Interne Kritik
Der Name der Sendung sei ihm beim Joggen eingefallen, erinnert sich Musikredaktor Joachim Salau. Er leitete vor 25 Jahren die Projektgruppe, die das Konzept des Klassiktelefons entwickelte. Damals sollte das wöchentliche Wunschkonzert abgelöst werden, man wollte eine tägliche Sendung und die Wünsche per Telefon. Das stiess allerdings nicht nur auf offene Ohren.
Vor allem radiointern gab es kritische Stimmen, da war etwa von «Telefonitis» auf dem Sender die Rede, und es wurde «Volksverdummung» befürchtet, weil statt grossformatiger Sinfonien kürzere Titel gesendet wurden. Aber die Hörerinnen und Hörer zeigten sich anderer Meinung. Die musikalische Wundertüte, die da jeden Tag entstand, kam rasch sehr gut an.
Vergnügliche Detektivarbeit
Es hat sich im Klassiktelefon entgegen allen Befürchtungen ein Musik-Mix etabliert, der die bunte Palette des Publikumsgeschmacks widerspiegelt und immer wieder Überraschungen bringt, Entdeckungen möglich macht.

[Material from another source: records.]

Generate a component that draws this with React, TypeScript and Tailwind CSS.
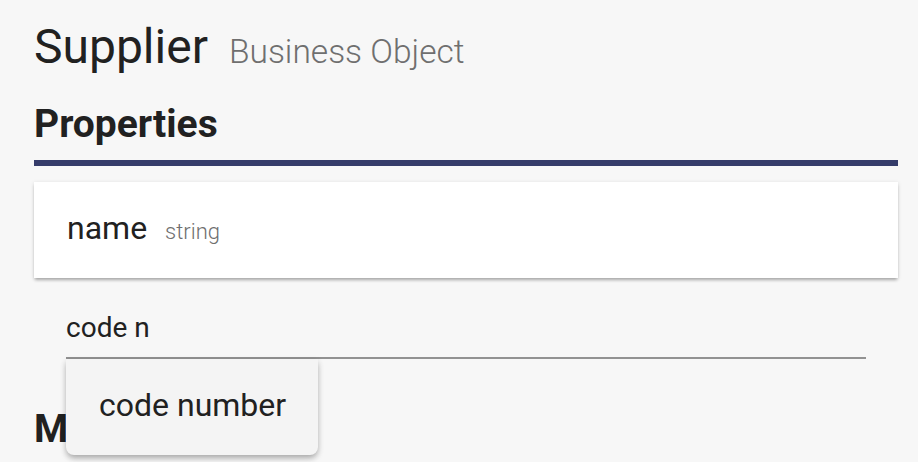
import React from 'react';

const App: React.FC = () => {
  return (
    <div className="min-h-[462px] bg-[#f7f7f7] font-['Roboto',sans-serif] text-[#212121] pl-[34px] pr-[20px] overflow-hidden">
      <div className="pt-[23px] flex items-baseline gap-[21px]">
        <h1 className="text-[48px] leading-[48px] font-normal">Supplier</h1>
        <span className="text-[33.5px] leading-[34px] font-light text-[#6f6f6f]">Business Object</span>
      </div>

      <h2 className="mt-[34px] text-[39px] leading-[39px] font-bold">Properties</h2>
      <div className="mt-[16px] h-[6px] bg-[#353c6a]" />

      <div className="mt-[16px] h-[96px] bg-white px-[33px] pt-[30px] shadow-[0_3px_3px_-1px_rgba(0,0,0,0.25),0_1px_4px_rgba(0,0,0,0.14)]">
        <div className="flex items-baseline gap-[18px]">
          <span className="text-[32px] leading-[32px]">name</span>
          <span className="text-[22px] leading-[22px] font-light text-[#6f6f6f]">string</span>
        </div>
      </div>

      <div className="ml-[32px] mr-[32px] mt-[36px] relative">
        <div className="pb-[15px] border-b-2 border-[#929292] text-[28px] leading-[28px]">code n</div>
        <div className="absolute left-0 top-full z-10 w-[252px] h-[96px] rounded-b-[8px] bg-[#f4f4f4] pl-[33px] pt-[31px] shadow-[0_4px_6px_-1px_rgba(0,0,0,0.25),0_2px_6px_rgba(0,0,0,0.12)]">
          <span className="text-[32px] leading-[30px] whitespace-nowrap">code number</span>
        </div>
      </div>

      <h2 className="mt-[51px] text-[39px] leading-[39px] font-bold">Methods</h2>
    </div>
  );
};

export default App;
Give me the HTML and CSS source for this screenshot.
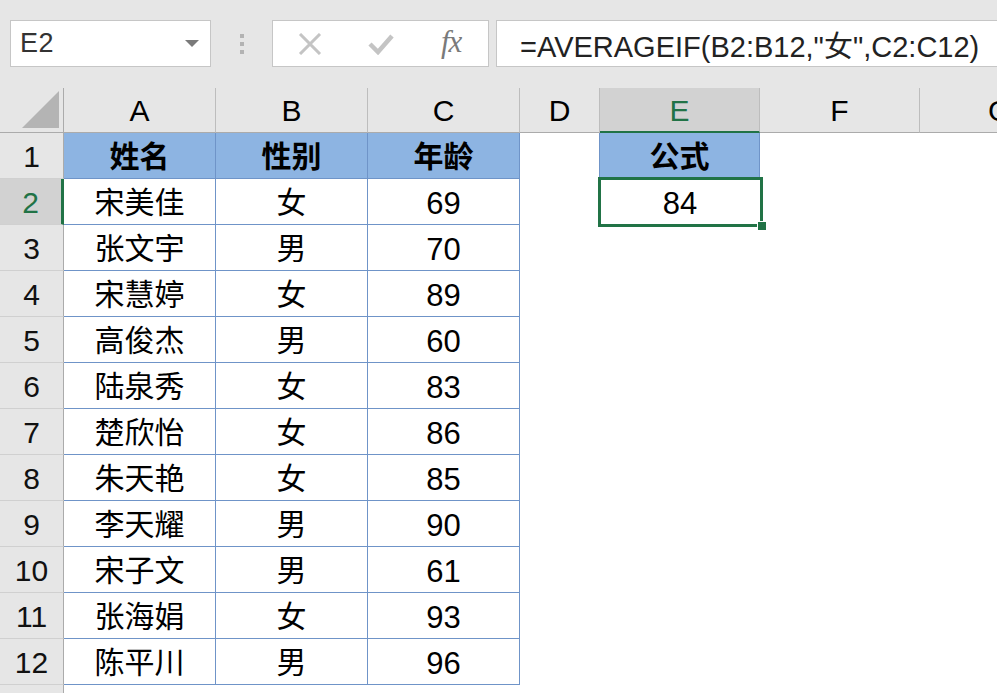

Klassik-Hits sind da natürlich dabei, etwa Mozarts Klarinettenkonzert oder der «Hallelujah»-Chor von Händel. Aber das Publikum reagiert auch auf neue Künstlerinnen und Künstler, auf Konzerterlebnisse oder auf etwas, was am Radio vorgestellt wurde. Und für die Musikredaktion ist die Sendung noch nach Jahren eine vergnügliche Herausforderung. Ist wieder einmal Detektivarbeit erforderlich? Welche wunderschöne Melodie ist gemeint, die jemand Mitte Juni mal am Morgen so gegen 7.10 Uhr gehört hat – oder war es 8.10 Uhr? Welches Stück spielt uns da jemand anderes via Anrufbeantworter auf dem Klavier vor? Und wie lässt sich aus den Wünschen ein rundes Programm von 45 Minuten gestalten?
«Liebes Klassiktelefon …»
Was ein kleines Rätsel bleibt, sind Ebbe und Flut des Wunschmeers. Liegt es nur am schönen Wetter, wenn mal weniger Wünsche eintreffen? Ist es allein der charmante Aufruf der Moderatorin gewesen, der zu ungeahnter Menge geführt hat? Da sind Enttäuschungen manchmal programmiert, wenn nicht alle Wünsche erfüllt werden können.
Doch wie auch immer – seit das Klassiktelefon am 3. November 1997 zum ersten Mal klingelte, scheint die Sendung sehr viele Menschen glücklich zu machen. Mit der zurückhaltenden Moderation ist eine Atmosphäre entstanden, bei der zum Teil feine persönliche Geschichten erzählt werden, die beim Zuhören in Kombination mit der Musik das Herz erreichen. Das hat gerade in der Coronapandemie nochmals an Bedeutung gewonnen. Und so bleibt das Klassiktelefon auch im Internetzeitalter eine Art Draht zu den Menschen.
Dass viele Wünsche auf dem Anrufbeantworter mit «Liebes Klassiktelefon …» beginnen, zeigt diese Verbundenheit und Nähe. Und so freut sich unser Team ganz besonders auf die Jubiläumssendung vor Publikum und die Möglichkeit zum Austausch mit Ihnen.
Bei diesem Streifzug können Sie in unsere tägliche Arbeit eintauchen. Wir starten mit einer Führung durch das SRF Radiostudio im Meret Oppenheim-Hochhaus. Anschliessend erfahren Sie vom Team der Musikprogrammierung, wie die Stücke ausgewählt werden, die auf Radio SRF 2 Kultur gespielt werden.
Nach der Mittagspause sind Sie an der Live-Sendung des Klassiktelefons mit dabei und zum Abschluss stossen wir auf das 25-jährige Jubiläum des Klassiktelefons an.